Exercise prompt :: From the first line of the data down to and including the line with "const cnameRecords: DnsRow[]", copy everything exactly, leaving out pictures.

— START OF Data lines —

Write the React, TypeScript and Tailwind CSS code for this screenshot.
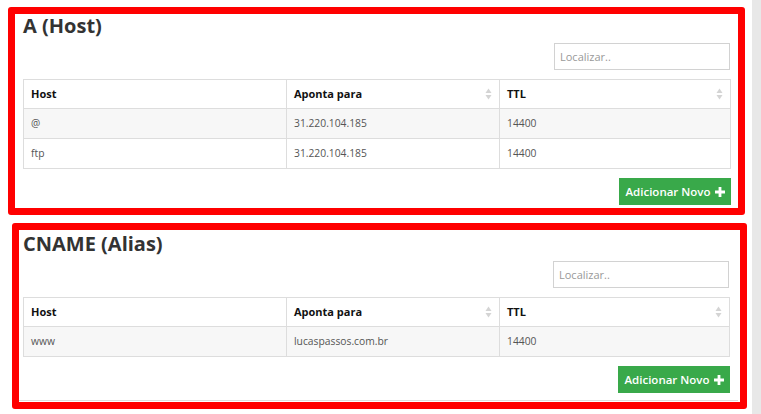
import React from 'react';

interface DnsRow {
  host: string;
  target: string;
  ttl: string;
}

const aRecords: DnsRow[] = [
  { host: '@', target: '31.220.104.185', ttl: '14400' },
  { host: 'ftp', target: '31.220.104.185', ttl: '14400' },
];

const cnameRecords: DnsRow[] = [{ host: 'www', target: 'lucaspassos.com.br', ttl: '14400' }];

function SortIcon() {
  return (
    <svg className="h-[12px] w-[7px]" viewBox="0 0 7 12" aria-hidden="true">
      <path d="M3.5 0.5 L6.5 5 L0.5 5 Z" fill="#d4d4d4" />
      <path d="M3.5 11.5 L6.5 7 L0.5 7 Z" fill="#d4d4d4" />
    </svg>
  );
}

function PlusIcon() {
  return (
    <svg className="h-[10px] w-[10px]" viewBox="0 0 10 10" aria-hidden="true">
      <path d="M3.6 0h2.8v3.6H10v2.8H6.4V10H3.6V6.4H0V3.6h3.6z" fill="#fff" />
    </svg>
  );
}

/**
 * Bloco de registros DNS
 * - titulo, busca, tabela e botao de adicionar
 */
function RecordTable({ title, rows }: { title: string; rows: DnsRow[] }) {
  return (
    <div className="flex flex-col">
      <h2 className="text-[20px] font-bold leading-[22px] text-[#333]">{title}</h2>

      {/* busca */}
      <div className="mt-[6px] flex justify-end pr-[1px]">
        <input
          placeholder="Localizar.."
          className="h-[27px] w-[176px] border border-[#d2d2d2] px-[5px] text-[11px] text-[#555] outline-none placeholder:text-[#999]"
        />
      </div>

      {/* tabela */}
      <table className="mt-[9px] w-full table-fixed border-collapse border border-[#ddd] text-left">
        <colgroup>
          <col className="w-[263px]" />
          <col className="w-[213px]" />
          <col />
        </colgroup>
        <thead>
          <tr className="h-[29px]">
            <th className="border border-[#ddd] px-[7px] text-[11px] font-bold text-[#111]">Host</th>
            <th className="border border-[#ddd] px-[7px] text-[11px] font-bold text-[#111]">
              <div className="flex items-center justify-between">
                <span>Aponta para</span>
                <SortIcon />
              </div>
            </th>
            <th className="border border-[#ddd] px-[7px] text-[11px] font-bold text-[#111]">
              <div className="flex items-center justify-between">
                <span>TTL</span>
                <SortIcon />
              </div>
            </th>
          </tr>
        </thead>
        <tbody>
          {rows.map((r, i) => (
            <tr key={r.host} className={`h-[30px] ${i % 2 === 0 ? 'bg-[#f7f7f7]' : 'bg-white'}`}>
              <td className="border border-[#ddd] px-[7px] text-[10.3px] text-[#555]">{r.host}</td>
              <td className="border border-[#ddd] px-[7px] text-[10.3px] text-[#555]">{r.target}</td>
              <td className="border border-[#ddd] px-[7px] text-[10.3px] text-[#555]">{r.ttl}</td>
            </tr>
          ))}
        </tbody>
      </table>

      {/* adicionar */}
      <div className="mt-[9px] flex justify-end">
        <button className="flex h-[27px] w-[112px] items-center justify-center gap-[4px] bg-[#39a94a] text-[11.5px] font-semibold text-white">
          <span>Adicionar Novo</span>
          <PlusIcon />
        </button>
      </div>
    </div>
  );
}

export default function App() {
  return (
    <div className="flex min-h-[414px] bg-white font-['Open_Sans',sans-serif]">
      <div className="w-[752px] pt-[7px]">
        <section className="ml-[8px] h-[208px] w-[737px] rounded-[3px] border-[7px] border-[#ff0000] pl-[8px] pr-[7px] pt-[1px]">
          <RecordTable title="A (Host)" rows={aRecords} />
        </section>

        <section className="ml-[12px] mt-[8px] h-[186px] w-[735px] rounded-[3px] border-[7px] border-[#ff0000]">
          <div className="pl-[4px] pr-[10px] pt-[3px]">
            <RecordTable title="CNAME (Alias)" rows={cnameRecords} />
          </div>
          <div className="mr-[2px] mt-[7px] h-px bg-[#ddd]" />
        </section>
      </div>
      <div className="flex-1 bg-[#e8e8e8]" />
    </div>
  );
}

— END OF Data lines —

The solution ::
Write the React, TypeScript and Tailwind CSS code for this screenshot.
import React from 'react';

interface DnsRow {
  host: string;
  target: string;
  ttl: string;
}

const aRecords: DnsRow[] = [
  { host: '@', target: '31.220.104.185', ttl: '14400' },
  { host: 'ftp', target: '31.220.104.185', ttl: '14400' },
];

const cnameRecords: DnsRow[] = [{ host: 'www', target: 'lucaspassos.com.br', ttl: '14400' }];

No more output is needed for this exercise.